El Covid-19 tiene un diámetro de 60 a 140 nanómetros. Cada nanómetro es una mil millonésima parte de un metro.
Sin embargo, ese pequeñísimo virus ha redefinido el sentido de la muerte y la vida. Ha cimbrado la vida emocional de miles de millones de personas y sus familias. Ha puesto en crisis la relación de esas personas consigo mismas y sus familias. Y ha puesto a flor de piel las historias que anudan y explican su existencia. El virus ha sacado, desde nuestra alma confinada, el dolor, la tristeza y la angustia acumulados desde siempre.
Y su exigencia ha sido radical: “demuestren su mejor versión ante ustedes mismos, sus familias, los demás y la naturaleza misma”, porque “no eres nadie / (sólo) un montón de ceniza (…) / un pellejo colgado de unos huesos/ un racimo ya seco/ un hoyo negro”.

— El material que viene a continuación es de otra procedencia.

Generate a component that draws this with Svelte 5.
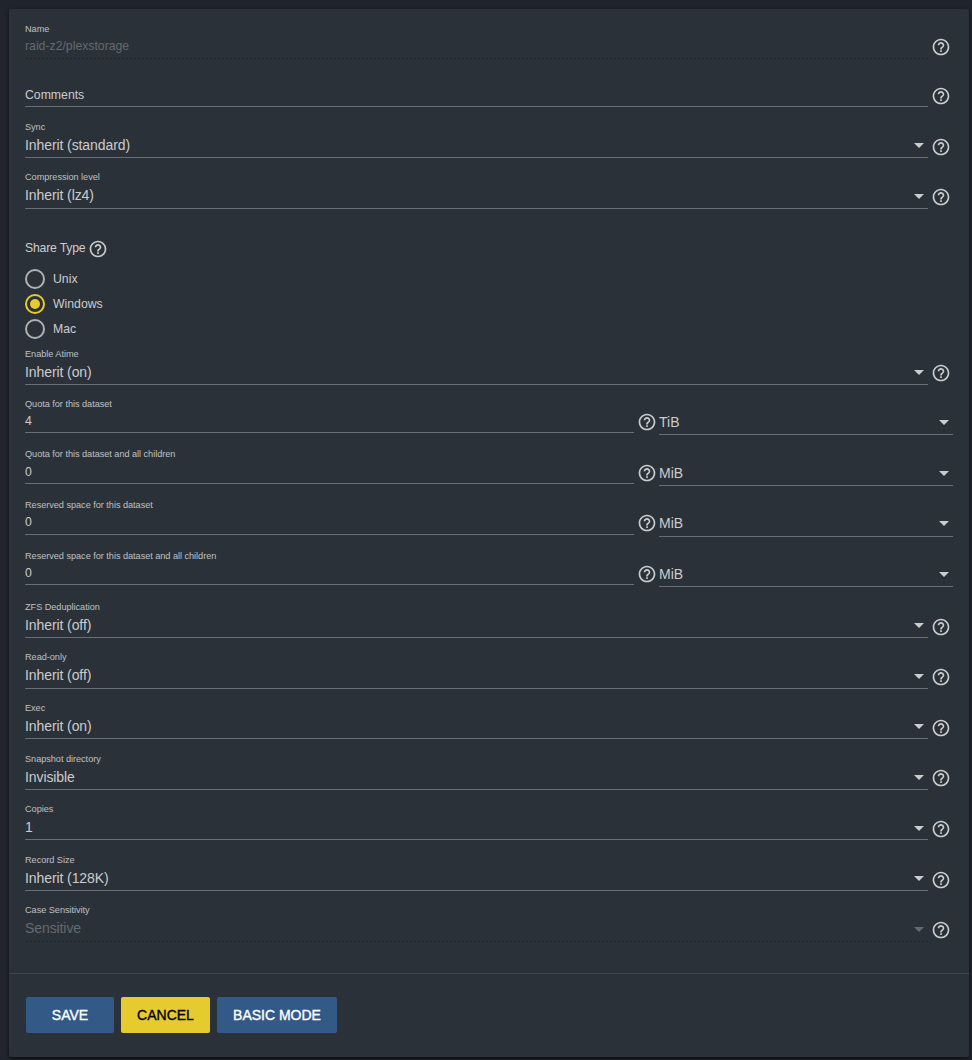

Y su recordatorio ha sido punzante: más allá de la búsqueda irracional por el poder, el estatus y el dinero, el punto de convergencia existencial es uno y simple: “la vida no es de nadie / todos somos la vida / pan de sol para los otros / los otros todos que nosotros somos (…) (porque) los actos míos son más míos si son también de todos/ para que pueda ser he de ser otro / salir de mí / buscarme entre los otros/ los otros que no son si yo no existo / los otros que me dan plena existencia / no soy / no hay yo/ siempre somos nosotros”.
Detrás de ese recordatorio y esa exigencia hay un mensaje único: es importante aprender a vivir el presente porque “la gente sacrifica el presente por el futuro. Pero la vida sólo está disponible en el presente. Es por ello que deberíamos andar de forma que cada paso nos lleve al aquí y ahora. Y desde ahí, darnos cuenta que estamos vivos y todo es posible”.
Pero no todos podemos escuchar esa exigencia ni ese recordatorio o ese mensaje, porque nuestra sociedad es desigual desde sus entrañas. Si las grandes mayorías no salen a las calles, desesperados, para traer comida a sus casas, no sobreviven.
Forzados enfrentan su muerte a campo abierto. Y en ese universo descarnado, cuando caen, uno por uno, alguien grita: “¿No son nada los gritos de los hombres?”. Y otro responde: “No pasa nada / sólo un parpadeo del sol / un movimiento apenas nada/ no hay redención…”.
Ese pequeñísimo virus llegó para obligarnos a mirar la vida hasta la muerte, como un rumor de luz que desmorona lo vivido, en el reencuentro y la supervivencia presentes, “adonde yo soy tu / (y) somos nosotros” con la naturaleza.